The new, weaker ESA rule cuts federal wildlife scientists out of the review process for federal projects. Now federal agencies involved with projects such as new highways, bridges, dams and airports can self-regulate to determine the threats posed to imperiled wildlife, a move that wildlife organizations believe poses grave threats to wildlife. These agencies not only lack the expertise to determine whether federal projects poses a threat to endangered wildlife, they have a built-in conflict of interest.
In a 2005 court ruling, Earthjustice, a public interest environmental law firm, successfully challenged a similar proposal to weaken the Endangered Species Act. That proposal authorized the EPA to exclude fish biologists from the US Fish and Wildlife Service and the National Marine Fisheries Service from decisions regarding the harm pesticides pose to federally protected salmon runs. A federal district court ruled this was a clear violation of the Endangered Species Act.
Conservation and fishing groups, represented by Earthjustice, announced they will challenge the new rule in federal district court. The Bush rule change violates federal law by not adequately considering the true impact on wildlife populations it will inflict.
The new rule also ignored federal requirements that assure the public’s right to review and comment on proposed rule changes. The Bush administration fast-tracked this proposal with as little public input as possible, refusing to accept comments by email or hold public hearings. Administration officials spent only four days reviewing the estimated 235,000 public comments regarding the rule change. Of that total, they admitted 200,000 opposed the rule change.
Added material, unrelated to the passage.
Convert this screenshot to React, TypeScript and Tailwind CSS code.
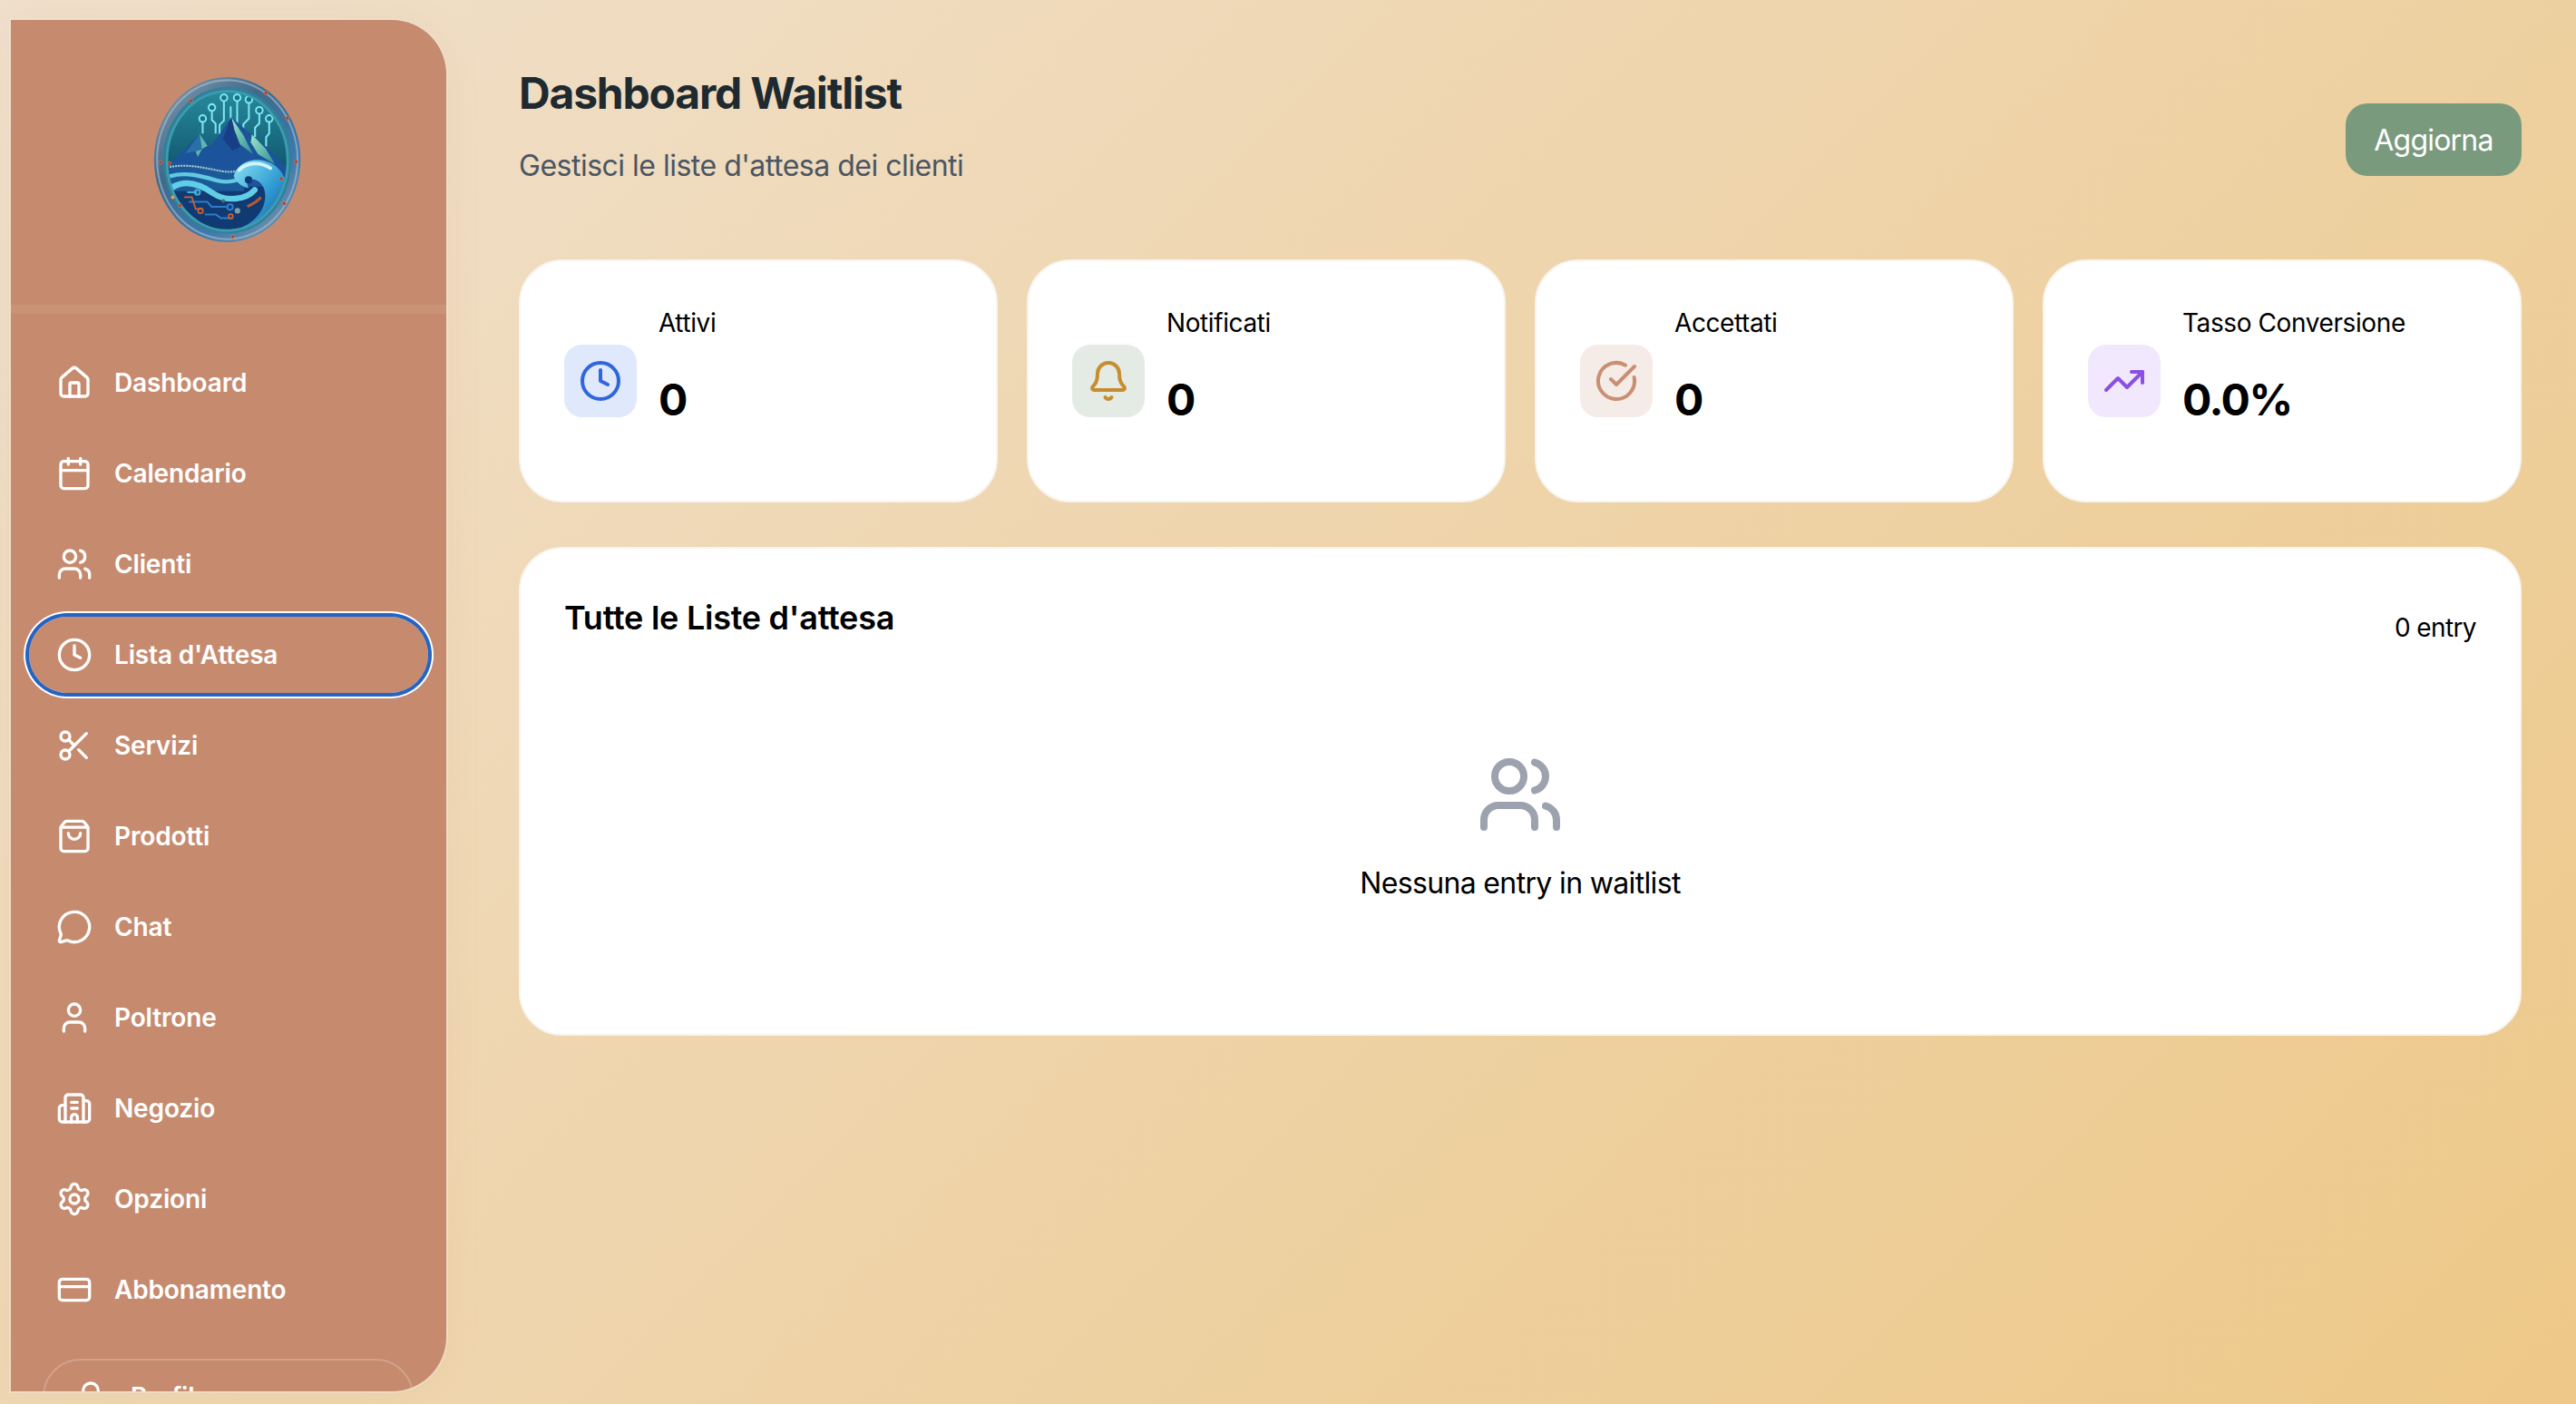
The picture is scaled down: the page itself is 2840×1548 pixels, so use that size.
import type { ReactNode } from 'react';
import {
  Bell,
  Building2,
  Calendar,
  CircleCheckBig,
  Clock,
  CreditCard,
  House,
  MessageCircle,
  Scissors,
  Settings,
  ShoppingBag,
  TrendingUp,
  User,
  UserRound,
  Users,
} from 'lucide-react';

const navItems = [
  { label: 'Dashboard', icon: House },
  { label: 'Calendario', icon: Calendar },
  { label: 'Clienti', icon: Users },
  { label: "Lista d'Attesa", icon: Clock, active: true },
  { label: 'Servizi', icon: Scissors },
  { label: 'Prodotti', icon: ShoppingBag },
  { label: 'Chat', icon: MessageCircle },
  { label: 'Poltrone', icon: User },
  { label: 'Negozio', icon: Building2 },
  { label: 'Opzioni', icon: Settings },
  { label: 'Abbonamento', icon: CreditCard },
];

// Round badge logo: glass rim, circuit sky, mountains and a breaking wave.
function Logo() {
  const rivets = [
    [187, 127], [430, 102], [500, 183], [528, 325], [117, 330], [88, 327],
    [152, 467], [490, 460], [323, 568], [480, 380],
  ];
  const nodes = [
    [294, 117], [337, 117], [375, 123], [255, 149], [409, 158], [225, 185], [441, 185],
  ];
  return (
    <svg width="214" height="214" viewBox="0 0 630 630" className="shrink-0" aria-hidden="true">
      <defs>
        <linearGradient id="rim" x1="0.1" y1="0" x2="0.9" y2="1">
          <stop offset="0" stopColor="#8299ad" />
          <stop offset="0.35" stopColor="#3f6a8c" />
          <stop offset="0.7" stopColor="#3d78ad" />
          <stop offset="1" stopColor="#7d97ab" />
        </linearGradient>
        <linearGradient id="sky" x1="0.5" y1="0" x2="0.5" y2="1">
          <stop offset="0" stopColor="#2a8c9e" />
          <stop offset="0.55" stopColor="#0f5670" />
        </linearGradient>
        <linearGradient id="curl" x1="0" y1="0" x2="1" y2="1">
          <stop offset="0" stopColor="#8ae4f4" />
          <stop offset="0.55" stopColor="#2f9ad2" />
          <stop offset="1" stopColor="#174a92" />
        </linearGradient>
        <linearGradient id="peak" x1="0" y1="0" x2="1" y2="1">
          <stop offset="0" stopColor="#9fe6c8" />
          <stop offset="1" stopColor="#2b8f92" />
        </linearGradient>
        <clipPath id="face">
          <ellipse cx="305" cy="322" rx="196" ry="226" />
        </clipPath>
      </defs>
      <ellipse cx="305" cy="318" rx="238" ry="268" fill="url(#rim)" />
      <ellipse cx="305" cy="318" rx="228" ry="258" fill="none" stroke="#aebfcc" strokeOpacity="0.6" strokeWidth="6" />
      <ellipse cx="305" cy="320" rx="208" ry="238" fill="#2f8098" />
      <g clipPath="url(#face)">
        <rect x="90" y="80" width="430" height="500" fill="url(#sky)" />
        <g stroke="#7be8f0" strokeWidth="6" fill="none" strokeLinejoin="round">
          <path d="M294 129v62l-14 14v30" />
          <path d="M337 129v75" />
          <path d="M375 135v50l-18 18v30" />
          <path d="M255 161v28l12 12v32" />
          <path d="M409 170v30l-14 14v30" />
          <path d="M225 197v36" />
          <path d="M441 197v36l-10 12v30" />
          <path d="M316 145v50" />
        </g>
        <g stroke="#7be8f0" strokeWidth="6" fill="#1a7088">
          {nodes.map(([cx, cy]) => (
            <circle key={`${cx}-${cy}`} cx={cx} cy={cy} r="11" />
          ))}
        </g>
        <path d="M105 345 215 235l35 42 68-97 67 58 50 42 75 75v60H105z" fill="#1c549c" />
        <path d="m318 180 40 60 30 60-42-32-18-46z" fill="url(#peak)" />
        <path d="m215 235 26 38-18 10-14 26-12-32z" fill="#5bb8aa" />
        <path d="m385 236 44 46 32 52-56-34-24-38z" fill="url(#peak)" />
        <path d="m318 180-28 70 32 40 26-14-20-52z" fill="#183f86" />
        <path d="m215 235-46 62 42-8 12-6z" fill="#2a6fa8" />
        <rect x="100" y="405" width="420" height="190" fill="#103a72" />
        <path d="M110 338c60-14 130 2 180 12 30 4 50-2 70-10v80H110z" fill="#1b5a98" />
        <path d="M118 342c60-12 115 4 172 14 30 4 50 0 72-10" fill="none" stroke="#b9c9d4" strokeWidth="6" strokeDasharray="6 3" />
        <path d="M118 372c55-16 105 0 155 14 24 6 52 4 76-6" fill="none" stroke="#63c8e2" strokeWidth="13" />
        <path d="M118 400c50-10 90 6 130 16" fill="none" stroke="#2f88bf" strokeWidth="9" />
        <path d="M128 408c45-28 92-8 132 20 40 26 104 22 134-12" fill="none" stroke="#62cde6" strokeWidth="19" strokeLinecap="round" />
        <path d="M326 372c10-48 74-68 122-42 54 30 66 100 42 146-24 52-94 78-158 70 50-16 94-54 96-108 2-32-20-58-44-56-14 2-18 20-8 28-22 0-42-18-50-38z" fill="url(#curl)" />
        <path d="M343 352c24-24 68-30 102-6" fill="none" stroke="#d2f5fa" strokeWidth="11" strokeLinecap="round" />
        <circle cx="374" cy="384" r="12" fill="#103a72" />
        <g fill="none" stroke="#46aed4" strokeWidth="6">
          <path d="M175 424h32" />
          <circle cx="208" cy="424" r="8" />
        </g>
        <g fill="none" stroke="#2f7ccc" strokeWidth="6">
          <path d="M180 455h60l14 16h50" />
          <circle cx="314" cy="472" r="9" />
          <path d="M232 496h36l16 12h40" />
        </g>
        <g fill="none" stroke="#d0622c" strokeWidth="5">
          <path d="M165 440h25l12 38h22" />
          <circle cx="218" cy="484" r="8" />
          <circle cx="316" cy="502" r="7" />
          <path d="M370 470c14-6 30-14 44-30" strokeWidth="9" strokeOpacity="0.85" />
        </g>
        <circle cx="292" cy="452" r="6" fill="#5a6a62" />
        <circle cx="338" cy="484" r="9" fill="#7f9ea8" />
      </g>
      <ellipse cx="305" cy="322" rx="196" ry="226" fill="none" stroke="#3d9cb0" strokeWidth="8" />
      <g fill="#b83f22" stroke="#d9b5a6" strokeOpacity="0.5" strokeWidth="2">
        {rivets.map(([cx, cy]) => (
          <circle key={`${cx}-${cy}`} cx={cx} cy={cy} r="6" />
        ))}
      </g>
      <circle cx="128" cy="440" r="6" fill="#f09a50" />
    </svg>
  );
}

function Sidebar() {
  return (
    <aside className="ml-3 mt-[22px] mb-[14px] flex w-[480px] shrink-0 flex-col overflow-hidden rounded-r-[60px] bg-[#c68b6f] shadow-[0_0_0_2px_rgba(240,225,205,0.6),0_0_40px_rgba(198,139,111,0.1)]">
      <div className="flex h-[324px] shrink-0 items-center justify-center border-b-[10px] border-[#ca9378] pb-[8px] pl-[4px]">
        <Logo />
      </div>
      <nav className="flex flex-col gap-4 px-5 pt-[34px]">
        {navItems.map(({ label, icon: Icon, active }) => (
          <a
            key={label}
            className={`flex h-[84px] shrink-0 items-center gap-6 rounded-full pl-[30px] text-[28px] font-semibold tracking-[-0.15px] text-white ${
              active ? 'shadow-[0_0_0_4px_#2563c4,0_0_0_6px_#ffffff]' : ''
            }`}
          >
            <Icon size={40} strokeWidth={2} />
            {label}
          </a>
        ))}
      </nav>
      <div className="ml-[35px] mr-9 mt-[34px] flex h-[84px] shrink-0 items-start gap-6 rounded-[42px] border-2 border-white/20 pl-[31px] pt-5 text-[28px] font-semibold leading-10 tracking-[-0.15px] text-white">
        <UserRound size={40} strokeWidth={2} />
        Profilo
      </div>
    </aside>
  );
}

function StatCard({
  label,
  value,
  tint,
  children,
}: {
  label: string;
  value: string;
  tint: string;
  children: ReactNode;
}) {
  return (
    <div className="flex h-[268px] items-center gap-6 rounded-[48px] border-2 border-[#f8f4ef] bg-white px-12">
      <div className={`flex h-20 w-20 shrink-0 items-center justify-center rounded-[20px] ${tint}`}>
        {children}
      </div>
      <div className="self-start pt-12">
        <p className="text-[28px] leading-10 tracking-[-0.4px] text-black">{label}</p>
        <p className="mt-[33px] text-[48px] font-bold leading-16 tracking-[-1.5px] text-black">{value}</p>
      </div>
    </div>
  );
}

export default function App() {
  return (
    <div className="flex h-screen overflow-hidden bg-[linear-gradient(135deg,#f0e0cc,#edc888)] font-['Inter',sans-serif]">
      <Sidebar />
      <main className="flex-1 pl-20 pr-[60px] pt-[71px]">
        <header className="flex items-start justify-between">
          <div>
            <h1 className="text-[48px] font-bold leading-16 tracking-[-1.2px] text-[#1f2a30]">Dashboard Waitlist</h1>
            <p className="mt-6 text-[32px] leading-12 tracking-[-0.5px] text-[#4b5563]">
              Gestisci le liste d'attesa dei clienti
            </p>
          </div>
          <button className="mt-[43px] h-20 w-[194px] rounded-3xl bg-[#7a9a7e] pt-[2px] text-[32px] tracking-[-0.8px] text-white">
            Aggiorna
          </button>
        </header>

        <section className="mt-[79px] grid grid-cols-4 gap-8">
          <StatCard label="Attivi" value="0" tint="bg-[#dfe9fb]">
            <Clock size={48} className="text-[#2f66e0]" />
          </StatCard>
          <StatCard label="Notificati" value="0" tint="bg-[#e4ebe5]">
            <Bell size={48} className="text-[#c68d2f]" />
          </StatCard>
          <StatCard label="Accettati" value="0" tint="bg-[#f5ebe7]">
            <CircleCheckBig size={48} className="text-[#c98f72]" />
          </StatCard>
          <StatCard label="Tasso Conversione" value="0.0%" tint="bg-[#f1e8fe]">
            <TrendingUp size={48} className="text-[#8b4fe3]" />
          </StatCard>
        </section>

        <section className="mt-[49px] rounded-[48px] border-2 border-[#f8f4ef] bg-white px-12 pb-[142px] pt-12">
          <div className="flex items-start justify-between">
            <h2 className="text-[36px] font-semibold leading-14 tracking-[-0.26px] text-black">Tutte le Liste d'attesa</h2>
            <span className="pt-[19px] text-[28px] leading-10 tracking-[-0.6px] text-black">0 entry</span>
          </div>
          <div className="flex flex-col items-center pt-[116px]">
            <Users size={96} className="text-[#9ca3af]" />
            <p className="mt-[26px] text-[32px] leading-12 tracking-[-0.65px] text-black">Nessuna entry in waitlist</p>
          </div>
        </section>
      </main>
    </div>
  );
}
Earthjustice is representing the Sierra Club, Conservation Northwest, Pacific Coast Federation of Fishermen's Associations (PCFFA), and the Institute for Fisheries Resources. The Natural Resources Defense Council is joining Earthjustice in handling the lawsuit.
"Whether we’re talking about bald eagles or grizzly bears, gray wolves or northern spotted owls, they all need the benefit of wildlife experts when decisions are being made that might wipe out the habitat or food a wildlife species needs," said Earthjustice attorney Janette Brimmer.
"This administration has rejected anything with a whiff of science -- so before sulking out the back door, they are going after rules that force its use to prevent harm to our last wild animals and places," said Andrew Wetzler, director of the Endangered Species Program for the Natural Resources Defense Council (NRDC). "We remain convinced that these changes are illegal, so I guess we will see them in court."
Glen Spain of the Pacific Coast Federation of Fishermen’s Associations (PCFFA), said, "This new rule makes every ESA action a purely political decision rather than based on the best available science as the law requires. On the west coast, this would mean the extinction of most of the nation’s existing salmon runs and the loss of a billion-dollar fishing industry."
"These rules would be a lasting reminder of all of the disdain for science and political trumping of expertise that have characterized the Bush Administration's efforts to dismantle fundamental environmental laws," said Sierra Club executive director Carl Pope. "When it comes to protecting wildlife, we should listen to the scientists who spend their lives studying these animals. If they say global warming is the biggest threat to polar bears, then we should do what it takes to eliminate that threat."